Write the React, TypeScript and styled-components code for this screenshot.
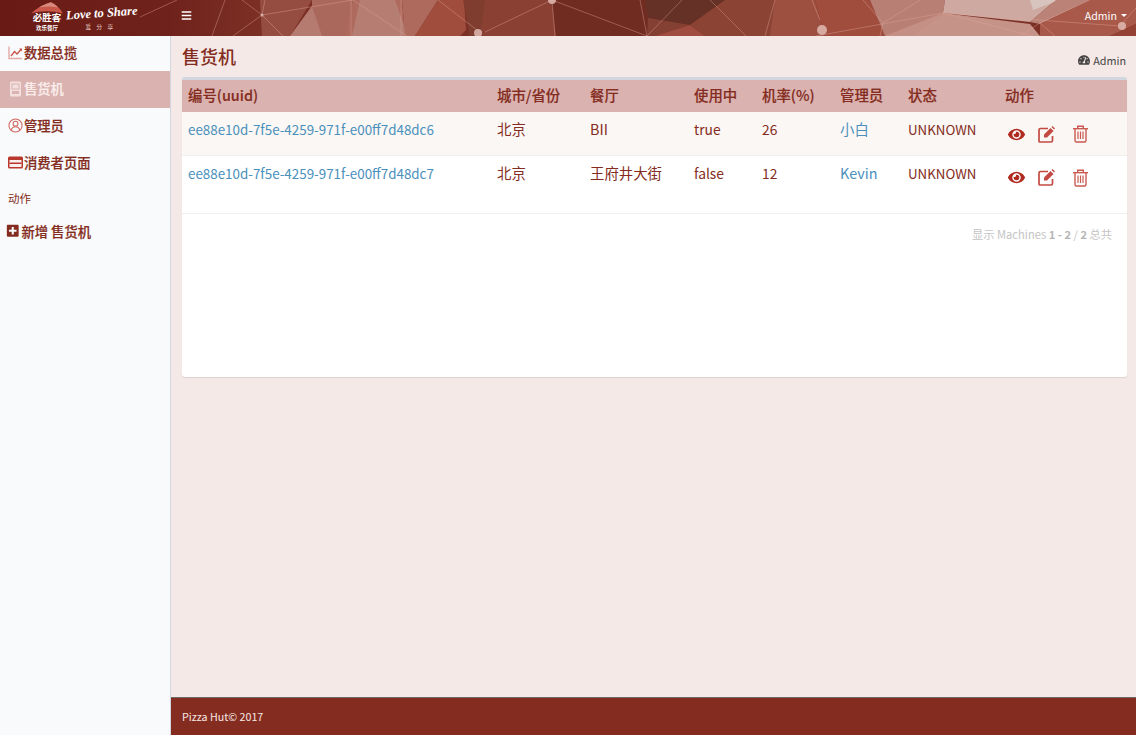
import styled, { createGlobalStyle } from "styled-components";
import { FaBars, FaEye, FaPlusSquare, FaTachometerAlt } from "react-icons/fa";

const GlobalStyle = createGlobalStyle`
  html, body {
    margin: 0;
    height: 100%;
    background: #f4e9e7;
    font-family: "Noto Sans CJK SC", "Noto Sans", sans-serif;
    font-size: 14px;
    color: #842c20;
  }
  * { box-sizing: border-box; }
`;

const Page = styled.div`
  width: 1136px;
  height: 735px;
  display: flex;
  flex-direction: column;
  overflow: hidden;
`;

const Navbar = styled.header`
  position: relative;
  height: 36px;
  flex: none;
  display: flex;
  align-items: center;
  background: linear-gradient(90deg, #691a14 0%, #6f221b 15%, #7c3025 23%);
  overflow: hidden;
  color: #fff;
`;

const Banner = styled.svg`
  position: absolute;
  inset: 0;
  filter: blur(0.6px);
`;

const Brand = styled.div`
  position: relative;
  width: 170px;
  height: 36px;
  flex: none;
  display: flex;
  align-items: flex-start;
  padding-left: 31px;
`;

const BrandMark = styled.div`
  width: 32px;
  padding-top: 2px;
  display: flex;
  flex-direction: column;
  align-items: center;
  font-family: "Liberation Serif", "Noto Sans CJK SC", serif;
  font-weight: 700;
  line-height: 1;
`;

const BrandName = styled.span`
  font-size: 9.5px;
  white-space: nowrap;
`;

const BrandSub = styled.span`
  font-size: 5.5px;
  margin-top: 2px;
  white-space: nowrap;
`;

const Slogan = styled.div`
  margin-left: 3px;
  padding-top: 6px;
  display: flex;
  flex-direction: column;
  align-items: center;
`;

const SloganScript = styled.span`
  font-family: "Liberation Serif", serif;
  font-style: italic;
  font-weight: 700;
  font-size: 12.5px;
  line-height: 15px;
  white-space: nowrap;
  transform: rotate(-4deg);
`;

const SloganSub = styled.span`
  margin-top: 2px;
  font-size: 6px;
  line-height: 7px;
  letter-spacing: 5px;
  color: #e8cdc7;
`;

const MenuToggle = styled.button`
  position: relative;
  background: none;
  border: 0;
  padding: 0;
  margin-left: 11px;
  margin-top: -6px;
  color: #fff;
  display: flex;
  font-size: 11px;
`;

const UserMenu = styled.div`
  position: relative;
  margin-left: auto;
  margin-right: 9px;
  margin-top: -6px;
  font-size: 10.6px;
  color: #fff;
  display: flex;
  align-items: center;
  gap: 4px;
`;

const Caret = styled.i`
  width: 0;
  height: 0;
  border-left: 3px solid transparent;
  border-right: 3px solid transparent;
  border-top: 3px solid #fff;
`;

const Body = styled.div`
  flex: 1;
  display: flex;
  min-height: 0;
`;

const Sidebar = styled.nav`
  width: 171px;
  flex: none;
  background: #f9fafc;
  border-right: 1px solid #d2d6de;
`;

const NavItem = styled.a<{ $active?: boolean; $first?: boolean }>`
  height: ${(p) => (p.$first ? 35 : 37)}px;
  display: flex;
  align-items: center;
  gap: 1px;
  padding-left: 8px;
  padding-bottom: 2px;
  font-size: 13.3px;
  font-weight: 500;
  -webkit-text-stroke: 0.2px currentColor;
  color: ${(p) => (p.$active ? "#fbeeec" : "#842c20")};
  background: ${(p) => (p.$active ? "#dab2b0" : "transparent")};
`;

const NavIconSlot = styled.span`
  width: 15px;
  height: 15px;
  flex: none;
  display: flex;
  align-items: center;
  justify-content: center;
`;

const NavLabel = styled.div`
  height: 34px;
  display: flex;
  align-items: center;
  padding-left: 8px;
  padding-bottom: 2px;
  font-size: 11.5px;
`;

const NewItem = styled(NavItem)`
  gap: 2px;
  padding-left: 6px;
  height: 32px;
  svg { font-size: 13.5px; color: #842c20; }
`;

const Main = styled.main`
  flex: 1;
  display: flex;
  flex-direction: column;
  min-width: 0;
`;

const Content = styled.div`
  flex: 1;
  padding: 0 9px 0 11px;
`;

const TitleRow = styled.div`
  height: 41px;
  display: flex;
  align-items: center;
  justify-content: space-between;
`;

const Title = styled.h1`
  margin: 0 0 1px;
  font-size: 18px;
  font-weight: 500;
  color: #842c20;
`;

const Crumb = styled.span`
  display: flex;
  align-items: center;
  gap: 3px;
  margin-top: 7px;
  margin-right: 1px;
  font-size: 10.8px;
  color: #444;
  svg { font-size: 12px; }
`;

const Card = styled.section`
  height: 300px;
  background: #fff;
  border-top: 3px solid #d2d6de;
  border-radius: 3px;
  box-shadow: 0 1px 1px rgba(0, 0, 0, 0.1);
`;

const Table = styled.table`
  width: 945px;
  table-layout: fixed;
  border-collapse: collapse;
`;

const Th = styled.th<{ $w: number }>`
  width: ${(p) => p.$w}px;
  height: 32px;
  padding: 0 6px 3px;
  background: #dab2b0;
  text-align: left;
  font-size: 14.4px;
  font-weight: 500;
  -webkit-text-stroke: 0.15px currentColor;
  color: #842c20;
`;

const Row = styled.tr<{ $h: number; $odd?: boolean }>`
  height: ${(p) => p.$h}px;
  background: ${(p) => (p.$odd ? "#fbf7f5" : "#fff")};
  border-bottom: 1px solid #f0efee;
`;

const Td = styled.td`
  padding: 7px 6px 0;
  vertical-align: top;
  font-size: 14.4px;
  line-height: 20px;
  color: #842c20;
  white-space: nowrap;
`;

const Latin = styled.span<{ $size?: number }>`
  font-size: ${(p) => p.$size ?? 13.8}px;
`;

const CellLink = styled.a<{ $size?: number }>`
  color: #4a90bb;
  font-size: ${(p) => p.$size ?? 14.4}px;
`;

const Actions = styled.div`
  display: flex;
  align-items: center;
  padding-top: 6px;
  padding-left: 3px;
  color: #b02a20;
`;

const ActionIcon = styled.span<{ $w: number }>`
  width: ${(p) => p.$w}px;
  flex: none;
  display: flex;
  align-items: center;
  font-size: 17px;
`;

const Pager = styled.div`
  margin-top: 12px;
  padding-right: 15px;
  text-align: right;
  font-size: 11.2px;
  line-height: 16px;
  color: #c4c4c4;
  b { font-weight: 700; color: #b5b5b5; }
`;

const Footer = styled.footer`
  height: 38px;
  flex: none;
  display: flex;
  align-items: center;
  padding-left: 11px;
  background: #842c20;
  border-top: 1px solid #6d6a6a;
  color: #f7e9e6;
  font-size: 10.7px;
`;

const ChartIcon = () => (
  <svg width="15" height="15" viewBox="0 0 15 15" fill="none">
    <path d="M1 1.500v12h13" stroke="#e4aaa6" strokeWidth="1.4" />
    <path d="M3 11l3.500-4.500 2.500 2.500L13 4.500" stroke="#c8524a" strokeWidth="1.3" />
    <path d="M11 3.500h3v3z" fill="#c8524a" />
  </svg>
);

const MachineIcon = () => (
  <svg width="13" height="16" viewBox="0 0 13 16">
    <rect x="1" y="0.5" width="11" height="15" rx="1.5" fill="#f3dfdd" />
    <rect x="3" y="3" width="7" height="5" fill="none" stroke="#dab2b0" />
    <rect x="3" y="10" width="7" height="3" fill="#dab2b0" />
  </svg>
);

const PersonIcon = () => (
  <svg width="17" height="17" viewBox="0 0 16 16" fill="none" stroke="#d0655d" strokeWidth="1.1">
    <circle cx="8" cy="8" r="7" />
    <circle cx="8" cy="6" r="2.6" />
    <path d="M3.500 13c.6-2.600 2.300-3.600 4.500-3.600s3.900 1 4.500 3.600" />
  </svg>
);

const CardIcon = () => (
  <svg width="15" height="13" viewBox="0 0 15 13">
    <rect x="0" y="0.5" width="15" height="12" rx="1.5" fill="#b8382c" />
    <rect x="1.5" y="4" width="12" height="7" fill="#fbeeec" />
    <rect x="1.5" y="6.500" width="12" height="1.500" fill="#b8382c" />
  </svg>
);

const EditIcon = () => (
  <svg width="17" height="17" viewBox="0 0 17 17" fill="none">
    <path d="M10 2.500H2.500a1.500 1.500 0 0 0-1.500 1.500V15a1 1 0 0 0 1 1h11a1.500 1.500 0 0 0 1.500-1.500V10" stroke="#c24a42" strokeWidth="1.7" />
    <path d="M6 8.500L12.500 2l3 3L9 11.500H6z" fill="#c24a42" />
    <path d="M13.500 1l1-1 2.500 2.500-1 1z" fill="#c24a42" />
  </svg>
);

const TrashIcon = () => (
  <svg width="15" height="18" viewBox="0 0 15 18" fill="none" stroke="#cb5a50" strokeWidth="1.4">
    <path d="M0 3.700h15" />
    <path d="M4.700 3.500V1.200h5.600v2.300" />
    <path d="M2 4v11.500A1.500 1.500 0 0 0 3.500 17h8a1.500 1.500 0 0 0 1.500-1.500V4" />
    <path d="M5 6.500v7.500M7.500 6.500v7.500M10 6.500v7.500" strokeWidth="1.200" />
  </svg>
);

const polys: [string, string][] = [
  ["260,0 312,0 290,36 262,36", "#964d41"],
  ["312,0 353,0 350,36 320,36 312,6", "#aa685c"],
  ["312,6 322,36 290,36", "#b67b70"],
  ["353,0 402,0 405,36 345,36", "#ad6a5d"],
  ["360,0 395,0 408,36 352,36", "#b67d73"],
  ["402,0 438,0 415,36 405,36", "#ad6a5d"],
  ["438,0 464,0 466,30 460,36 415,36", "#a04d3d"],
  ["463,0 485,0 485,36 470,36", "#7f3d30"],
  ["485,0 552,0 556,36 480,36", "#8a4134"],
  ["552,0 645,0 650,36 556,36", "#712c21"],
  ["645,0 725,0 690,25 648,18", "#653026"],
  ["648,18 690,25 655,36 647,36", "#854034"],
  ["655,36 690,25 705,36", "#a04d3f"],
  ["725,0 775,0 775,36 705,36 690,25", "#8b4333"],
  ["775,0 815,0 825,36 770,36", "#9d5040"],
  ["815,0 870,0 885,36 825,36", "#a04d3e"],
  ["870,0 945,0 943,13 885,36", "#b87f74"],
  ["885,36 943,13 920,36", "#c48f85"],
  ["945,0 1056,0 1030,22 943,13", "#cda9a1"],
  ["1030,0 1060,0 1033,10", "#d8c4bf"],
  ["943,13 1030,24 1040,36 915,36", "#c69389"],
  ["1056,0 1090,0 1040,24 1030,22", "#bb8378"],
  ["1090,0 1136,0 1136,24 1110,36 1040,36 1040,24", "#a9594a"],
  ["1136,24 1136,36 1110,36", "#934234"],
];

const lines = [
  "M140 17L177 0M225 0L212 36M242 0L262 15M262 15L233 36M262 15L283 36M262 15L353 0M265 0L262 15",
  "M353 0L407 36M351 0L351 36M401 0L401 36M438 0L477 30",
  "M485 32L552 0M552 0L555 36M552 0L647 36M640 0L647 36M647 36L682 0M710 0L746 36M775 0L765 36M812 0L820 20",
  "M816 36L943 13M943 13L1120 26M943 13L1033 36M943 13L885 36M943 13L955 0M883 23L863 0M883 23L920 0M883 23L880 36",
  "M1136 8L1120 26M1040 23L1090 0M1040 23L1020 36M1040 23L1055 36",
];

const nodes: [number, number, number][] = [
  [262, 15, 1.5],
  [478, 33, 4],
  [552, 0, 4],
  [822, 30, 5],
  [1122, 26, 4],
];

const tableCols: [string, number][] = [
  ["编号(uuid)", 309],
  ["城市/省份", 93],
  ["餐厅", 104],
  ["使用中", 68],
  ["机率(%)", 78],
  ["管理员", 68],
  ["状态", 97],
  ["动作", 128],
];

const machines = [
  { id: "ee88e10d-7f5e-4259-971f-e00ff7d48dc6", city: "北京", shop: "BII", busy: "true", rate: 26, admin: "小白", h: 43 },
  { id: "ee88e10d-7f5e-4259-971f-e00ff7d48dc7", city: "北京", shop: "王府井大街", busy: "false", rate: 12, admin: "Kevin", h: 58 },
];

export default function App() {
  return (
    <Page>
      <GlobalStyle />
      <Navbar>
        <Banner width="1136" height="36" viewBox="0 0 1136 36">
          {polys.map(([points, fill]) => (
            <polygon key={points} points={points} fill={fill} />
          ))}
          {lines.map((d) => (
            <path key={d} d={d} stroke="#e2a79c" strokeOpacity="0.5" strokeWidth="0.8" fill="none" />
          ))}
          {nodes.map(([cx, cy, r]) => (
            <circle key={cx} cx={cx} cy={cy} r={r} fill="#e0bab2" fillOpacity="0.85" />
          ))}
        </Banner>
        <Brand>
          <BrandMark>
            <svg width="32" height="12" viewBox="0 0 32 12">
              <path d="M0 11.500C5 6.500 12 2.500 20 0c5 2.500 9 6 12 11.500C21 8.500 10 8.500 0 11.500z" fill="#c9584a" />
              <path d="M8 5.500C12 3 16 1.500 20 .5c3 1.500 5 3 7 5-6-1.500-13-1.500-19 0z" fill="#d98a7f" />
            </svg>
            <BrandName>必胜客</BrandName>
            <BrandSub>欢乐餐厅</BrandSub>
          </BrandMark>
          <Slogan>
            <SloganScript>Love to Share</SloganScript>
            <SloganSub>爱分享</SloganSub>
          </Slogan>
        </Brand>
        <MenuToggle aria-label="menu">
          <FaBars />
        </MenuToggle>
        <UserMenu>
          Admin <Caret />
        </UserMenu>
      </Navbar>
      <Body>
        <Sidebar>
          <NavItem $first>
            <NavIconSlot><ChartIcon /></NavIconSlot>数据总揽
          </NavItem>
          <NavItem $active>
            <NavIconSlot><MachineIcon /></NavIconSlot>售货机
          </NavItem>
          <NavItem>
            <NavIconSlot><PersonIcon /></NavIconSlot>管理员
          </NavItem>
          <NavItem>
            <NavIconSlot><CardIcon /></NavIconSlot>消费者页面
          </NavItem>
          <NavLabel>动作</NavLabel>
          <NewItem>
            <FaPlusSquare />新增 售货机
          </NewItem>
        </Sidebar>
        <Main>
          <Content>
            <TitleRow>
              <Title>售货机</Title>
              <Crumb>
                <FaTachometerAlt />Admin
              </Crumb>
            </TitleRow>
            <Card>
              <Table>
                <thead>
                  <tr>
                    {tableCols.map(([label, w]) => (
                      <Th key={label} $w={w}>{label}</Th>
                    ))}
                  </tr>
                </thead>
                <tbody>
                  {machines.map((m, i) => (
                    <Row key={m.id} $h={m.h} $odd={i % 2 === 0}>
                      <Td><CellLink $size={13.4}>{m.id}</CellLink></Td>
                      <Td>{m.city}</Td>
                      <Td>{m.shop}</Td>
                      <Td><Latin>{m.busy}</Latin></Td>
                      <Td><Latin>{m.rate}</Latin></Td>
                      <Td><CellLink>{m.admin}</CellLink></Td>
                      <Td><Latin $size={13.3}>UNKNOWN</Latin></Td>
                      <Td>
                        <Actions>
                          <ActionIcon $w={30}><FaEye /></ActionIcon>
                          <ActionIcon $w={35}><EditIcon /></ActionIcon>
                          <ActionIcon $w={20}><TrashIcon /></ActionIcon>
                        </Actions>
                      </Td>
                    </Row>
                  ))}
                </tbody>
              </Table>
              <Pager>
                显示 Machines <b>1 - 2</b> / <b>2</b> 总共
              </Pager>
            </Card>
          </Content>
          <Footer>Pizza Hut© 2017</Footer>
        </Main>
      </Body>
    </Page>
  );
}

########################################

◆ INSTRUCTIONS TO FOLLOW
Look at the listing and set down only the lines from its start through the line with "FaEye, FaPlusSquare, FaTachometerAlt", word for word and without pictures.

◆ THE ANSWER
Write the React, TypeScript and styled-components code for this screenshot.
import styled, { createGlobalStyle } from "styled-components";
import { FaBars, FaEye, FaPlusSquare, FaTachometerAlt } from "react-icons/fa";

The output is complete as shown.